In the middle of the square, a man was sitting on a chair, at a folding table, facing the great edifice that houses the country’s Executive. The temperature outside was minus six degrees Celsius.
The image of the lonely man sitting at a small table, in the middle of traffic, out in the cold, like a flag stuck on top of redoubt, struck me and was etched deep in my mind.
That man represents the sum and the exponent of thousands of other people who for days on end have generated a symbol and a bastion of what can be called not just the desires, dreams, expectations and will of an entire nation but especially the true essence of what is happening beyond any appearances or press comments or personal impressions. Romania has reached critical mass in what concerns the chronicity of the power imbalance at the heart of the state.
Starting from a government ordinance of abusive character (one in a long line of its kind), going through a continuous fight between so-called forces of good and forces of evil that want or, respectively, do not want the return to or, more exactly, the reaching of a point of balance and normalcy in the vital aspects of state governance – such as the separation of powers, the independence of the judiciary in relation to the country’s political power, the redefining and restructuring of the political poles in which the current political parties position themselves, the eradication of corruption, laws correctly and efficiently made and enforced for the many too, not just for the few and privileged, etc., etc. -, and continuing with the way in which the Romanian President saw fit and managed to position himself in this whole situation of socio-political crisis, there are questions whose answers have been expected for a very long time. Or, if they ever existed, the only effect they managed to generate was an even bigger confusion and to render chronic a situation that has been lasting for well over two decades.
The delight of the large-scale and long-endurance demonstrations that took place throughout the country in recent weeks seemed to be that of a state of paroxysmal unbearableness toward the attitude shown and path taken by the whole Romanian political class in the last 27 years.
People have grown tired of abuse of power and of the discretionary behaviour that each side of the political class, which took turns at the helm of the state, saw fit to systematically, despotically and discretionarily apply on Romanian citizens during all these years.

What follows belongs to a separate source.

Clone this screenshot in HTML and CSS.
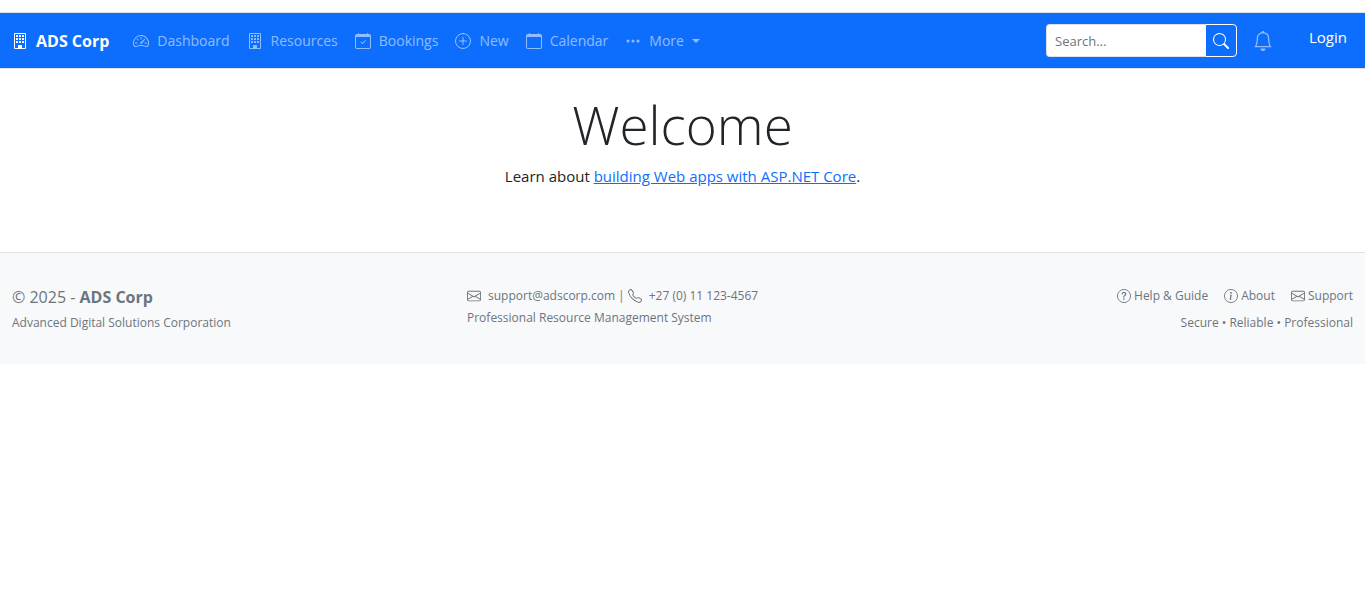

We are in a situation in which none of us, those who have been living in this country for a lifetime, can no longer say with certainty what is the true political situation in which we find ourselves, if there still are or there ever were true political parties with doctrines well-defined and well-oriented toward the interest of the citizen and of the country, that would represent us and that would make Romania a true democratic country.
We have ended up in the point in which a single party is threatening to hold all power in the state, while the Opposition is basically reduced to silence and ossification. Meanwhile, the president of the state is behaving like a solitary actor, just as solitary as that man sitting at a folding table in Victory Square, carrying out actions that are spectacular yet completely lacking in viable content, creating veritable emotional artesian wells among Romanians who are for or against Iohannis, for or against Dragnea, and finally exerting his position and presidential power and standing prerogatives through a referendum lacking real usefulness in the proper advancement of the country’s affairs and in turning the situation toward a way out of the crisis.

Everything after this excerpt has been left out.